Taking Market Share: O’Reilly’s strategy to aggressively expand its store and distribution network continues to pay off, as I noted in my original thesis. The company has been steadily taking market share away from its competitors and grown from just over 11% U.S. market share in 2013 to 19% in 2022.
Figure 3: O’Reilly Automotive Market Share 2013 – 2022
Recession Hedge: As recession and inflation fears dominate the headlines, O’Reilly finds itself in an enviable position. The company boasts significant market share in a growing industry, as well as industry-leading profitability. O’Reilly has maintained a three-year average net operating profit after tax (NOPAT) margin of 17% even as revenue grew at a CAGR of 11% over the same time.
As noted in my original report, O’Reilly is the most profitable auto parts company in the industry, and that remains true today. Per Figure 4, O’Reilly boasts the highest return on invested capital (ROIC) and NOPAT margin among its peers.
Figure 4: O’Reilly’s Profitability Vs. Peers: TTM
O’Reilly’s growing market share will also allow it to sustain pricing power, which will cushion profit margins in the near term. In turn, generous profit margins allow the company to reinvest in the business via store network expansion and best-in-class personnel training, which will continue to foster customer loyalty in good and bad times.
What’s Not Working
The R Word: As the world prepares to enter a recession, it’s clear that macroeconomic headwinds could pose a threat to O’Reilly’s business. Customers may be inclined to delay non-essential maintenance and parts purchases and VMT may dip, as it has in previous recessionary periods.
However, O’Reilly could be in a favorable defensive position in a recession: if customers delay the purchase of new cars, they’re more likely to spend more on maintenance and auto parts, and for longer. The average age of vehicles on the road in the U.S. has been rising consistently and reached record highs in 2022. Older vehicles require more maintenance, so the consumers holding onto their cars longer could provide a welcome tailwind to O’Reilly’s thriving business.
Shares Look Cheap at Current Levels
Below, I use my reverse discounted cash flow (DCF) model to analyze expectations for different stock price scenarios for O’Reilly Automotive.

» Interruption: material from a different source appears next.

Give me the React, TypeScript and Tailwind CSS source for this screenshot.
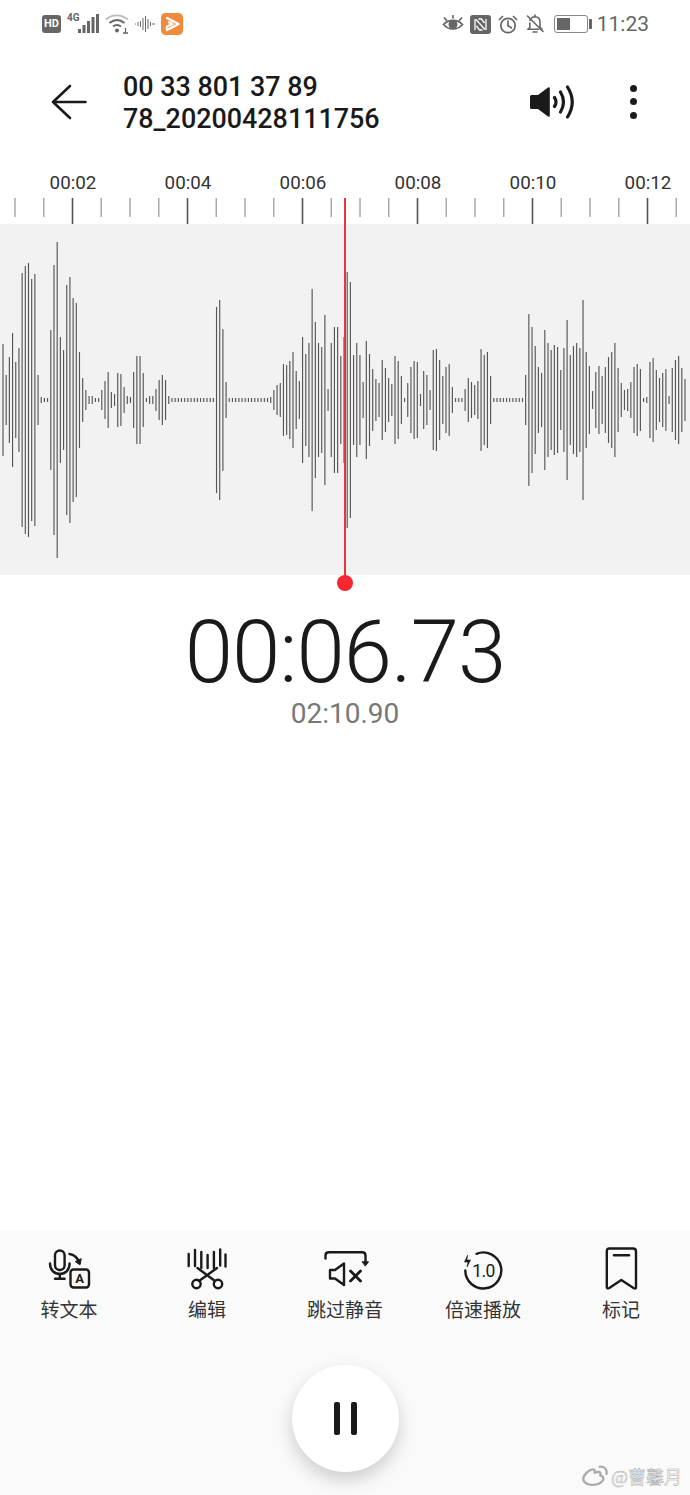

In the first scenario, I quantify the expectations baked into the current price. If I assume:
- NOPAT margin equals 16.0% (below five-year average of 16.3%) from 2022 through 2031 and
- revenue grows by 8% (below three-year average of 11%) compounded annually from 2023 – 2031, then
the stock would be worth $861/share today – equal to the current stock price.
In this scenario, O’Reilly generates $29 billion in revenue, and its NOPAT grows 6% compounded annually through 2031. For reference, O’Reilly has grown NOPAT 15% compounded annually since 2011 and 22% compounded annually since 1998.
Shares Could Go 27%+ Higher
If I instead assume:
- NOPAT margins equal 16% from 2022 through 2031,
- revenue grows at a 11% CAGR from 2022 – 2031 (its three-year average), then
the stock would be worth $1,091/share today – a 27% upside to the current price.
In this scenario, O’Reilly’s NOPAT grows 10% compounded annually over the next decade. For reference, O’Reilly grew NOPAT at a 15% CAGR in the past decade. Should the company’s NOPAT grow more in line with historical levels, the stock has even more upside.
Figure 5: O’Reilly’s Historical and Implied NOPAT: DCF Valuation Scenarios
Disclosure: David Trainer, Kyle Guske II, and Italo Mendonça receive no compensation to write about any specific stock, sector, style, or theme.